The continued and regular use of a substance (or activity) serves to develop different thought process, about any given set of circumstances, at least temporarily.

Often that addictive behaviour also serves to mask and/or ‘help’ us escape from thoughts around past trauma. Again, those ‘distorted’ thoughts, when under the influence of a substance, are in turn driving the choices we make about our actions that follow.

Studies show that metacognitive mechanisms… the thought processes underlying general vulnerability to addictive behaviours exists. They have also identified how metacognition plays a key-role in the maintenance of such behaviours and the escalation of craving. (Spada, M. M., et al 2015 – Metacognition in addictive behaviours).

You might find it hard to develop a metacognitive capability, to understand what you are thinking and why. The ‘science’ can be a little heavy or difficult to get your head around. But again and often, you can simplify the situation by carefully and mindfully using your own personal f*ck-it bucket.

By forgetting about the value of your bucket you run the risk of bouncing through life-like the ball in someone else’s pinball machine; continually bouncing off the kickers and slingshots of perceptions and expectations held by others. Battered by their flippers and bumpers that dictate your route following their traits and needs, as opposed to your own.

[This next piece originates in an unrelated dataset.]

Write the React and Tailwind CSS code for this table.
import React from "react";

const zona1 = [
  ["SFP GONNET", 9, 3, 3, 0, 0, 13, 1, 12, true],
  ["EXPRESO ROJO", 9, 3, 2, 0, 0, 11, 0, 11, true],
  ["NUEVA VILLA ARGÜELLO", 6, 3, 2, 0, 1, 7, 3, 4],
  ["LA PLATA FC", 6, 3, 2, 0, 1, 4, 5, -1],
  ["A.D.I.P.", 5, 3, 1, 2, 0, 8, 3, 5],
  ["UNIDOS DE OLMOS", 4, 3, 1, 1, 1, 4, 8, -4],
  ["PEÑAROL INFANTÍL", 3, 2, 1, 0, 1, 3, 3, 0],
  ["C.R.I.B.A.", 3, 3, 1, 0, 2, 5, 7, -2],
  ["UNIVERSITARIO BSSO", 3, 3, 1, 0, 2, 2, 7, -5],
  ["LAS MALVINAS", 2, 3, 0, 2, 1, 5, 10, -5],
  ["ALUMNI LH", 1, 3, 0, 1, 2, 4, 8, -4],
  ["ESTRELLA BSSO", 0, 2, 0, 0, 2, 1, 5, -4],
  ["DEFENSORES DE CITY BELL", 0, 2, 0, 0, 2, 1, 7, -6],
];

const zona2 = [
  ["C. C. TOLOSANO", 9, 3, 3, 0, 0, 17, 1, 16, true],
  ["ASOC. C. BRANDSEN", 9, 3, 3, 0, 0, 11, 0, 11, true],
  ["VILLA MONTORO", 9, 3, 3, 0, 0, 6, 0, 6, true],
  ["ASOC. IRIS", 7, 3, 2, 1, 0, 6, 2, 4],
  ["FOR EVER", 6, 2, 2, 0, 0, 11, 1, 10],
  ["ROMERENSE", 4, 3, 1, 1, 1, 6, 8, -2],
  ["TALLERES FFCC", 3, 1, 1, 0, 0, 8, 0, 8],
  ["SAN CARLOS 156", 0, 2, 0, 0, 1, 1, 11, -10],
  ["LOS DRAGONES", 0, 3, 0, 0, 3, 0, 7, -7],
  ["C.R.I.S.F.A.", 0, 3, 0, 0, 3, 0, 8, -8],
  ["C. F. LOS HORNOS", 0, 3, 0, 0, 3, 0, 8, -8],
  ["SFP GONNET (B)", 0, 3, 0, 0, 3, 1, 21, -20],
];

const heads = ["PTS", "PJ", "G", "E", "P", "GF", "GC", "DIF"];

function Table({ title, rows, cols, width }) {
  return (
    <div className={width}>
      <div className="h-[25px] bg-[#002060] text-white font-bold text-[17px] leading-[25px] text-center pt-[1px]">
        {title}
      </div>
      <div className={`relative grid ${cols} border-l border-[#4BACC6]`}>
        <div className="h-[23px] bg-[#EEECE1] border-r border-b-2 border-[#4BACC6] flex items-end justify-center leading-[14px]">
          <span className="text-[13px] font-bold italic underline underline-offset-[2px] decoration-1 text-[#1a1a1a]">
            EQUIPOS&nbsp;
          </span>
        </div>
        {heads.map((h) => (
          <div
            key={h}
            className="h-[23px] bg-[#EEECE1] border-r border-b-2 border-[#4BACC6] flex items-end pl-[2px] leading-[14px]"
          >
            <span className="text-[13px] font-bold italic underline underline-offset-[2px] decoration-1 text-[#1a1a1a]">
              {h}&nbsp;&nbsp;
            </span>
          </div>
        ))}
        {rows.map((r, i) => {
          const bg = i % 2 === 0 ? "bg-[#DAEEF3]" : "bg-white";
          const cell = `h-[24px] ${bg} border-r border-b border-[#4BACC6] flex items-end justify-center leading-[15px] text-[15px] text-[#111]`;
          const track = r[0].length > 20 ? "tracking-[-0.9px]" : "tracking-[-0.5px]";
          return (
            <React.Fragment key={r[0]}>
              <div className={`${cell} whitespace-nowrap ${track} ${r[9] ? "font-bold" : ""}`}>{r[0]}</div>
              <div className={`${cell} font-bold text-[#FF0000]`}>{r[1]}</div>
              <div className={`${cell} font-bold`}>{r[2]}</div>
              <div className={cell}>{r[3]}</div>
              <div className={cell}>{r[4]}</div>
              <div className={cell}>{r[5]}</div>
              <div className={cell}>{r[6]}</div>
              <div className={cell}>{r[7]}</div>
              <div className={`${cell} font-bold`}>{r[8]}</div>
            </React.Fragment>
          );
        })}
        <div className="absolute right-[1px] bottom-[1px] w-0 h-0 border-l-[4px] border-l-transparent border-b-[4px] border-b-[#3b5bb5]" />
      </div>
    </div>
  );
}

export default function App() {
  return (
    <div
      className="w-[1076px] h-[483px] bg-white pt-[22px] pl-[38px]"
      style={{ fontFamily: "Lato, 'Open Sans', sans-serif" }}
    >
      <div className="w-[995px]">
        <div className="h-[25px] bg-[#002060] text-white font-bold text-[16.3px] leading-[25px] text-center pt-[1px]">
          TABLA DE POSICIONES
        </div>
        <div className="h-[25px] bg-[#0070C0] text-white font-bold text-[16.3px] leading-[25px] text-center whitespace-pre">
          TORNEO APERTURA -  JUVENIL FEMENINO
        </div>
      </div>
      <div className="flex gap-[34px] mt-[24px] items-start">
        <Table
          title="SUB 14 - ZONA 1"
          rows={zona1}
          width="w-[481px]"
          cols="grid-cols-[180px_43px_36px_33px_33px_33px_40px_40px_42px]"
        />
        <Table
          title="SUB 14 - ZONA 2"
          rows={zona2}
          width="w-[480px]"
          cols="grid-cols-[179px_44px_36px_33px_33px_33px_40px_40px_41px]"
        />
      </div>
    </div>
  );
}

Their ‘life-game’ is different to yours but importantly, it is mostly irrelevant to your own personal and individual well-being. So why subject yourself to a playfield in the machine they are playing?

Epictetus, the Greek Stoic philosopher simply taught that… all external events are beyond our control; we should accept calmly and dispassionately whatever happens but, as individuals, we are still responsible for our own actions, which we should manage with self-discipline… and some planning!

  • “It’s not what happens to you, but how you react to it that matters.”
  • “Make the best use of what is in your power, and take the rest as it happens.”
  • “There is only one way to happiness and that is to cease worrying about things which are beyond the power of our will.”

The Magic of Not Giving a F*** | Sarah Knight | TEDxCoconutGrove: The bestselling author of The Life-Changing Magic of Not Giving a F*ck and Get Your Sh*t Together, Sarah Knight, outlines her “Not Sorry Method” to stop spending time you don’t have doing things you don’t want to do in her humorous talk.

Often we can benefit from thinking about What’s on our f*ck it list? Like many others after experiencing a ‘near death experience’, Scott C. Jones realised life doesn’t need a long list of wishful events but contain more simplicity. Jones suggests that we should “Never do things you don’t want to do, ever.” This is again perhaps a little simplistic however, there is an element of worth in what he says, that will help to improve your individual wellbeing.

When someone tries to fill my ears (and time) with noxious unimportant shite, I’m always reminded of the Australian musical comical troubadour Kevin ‘Bloody’ Wilson who succinctly, some would say flippantly, sums-up the process in his humours rendition of D.I.L.L.I.G.A.F.

If you’re one of those who suffers from the stress created by other people, perhaps you need to start looking at what actually matters… what do you really give a f*ck about?

But more importantly, how much of what doesn’t matter to you can easily be consigned to the underused F*ck-it Bucket.

Living a mentally healthy life is all about taking care of our own needs and not letting any one else step over our personal boundaries, whilst still remaining empathetic, compassionate and caring about others… it really can be done.

Get yourself a new shiny F*ck-It Bucket for 2019 and use it – Happy New Year!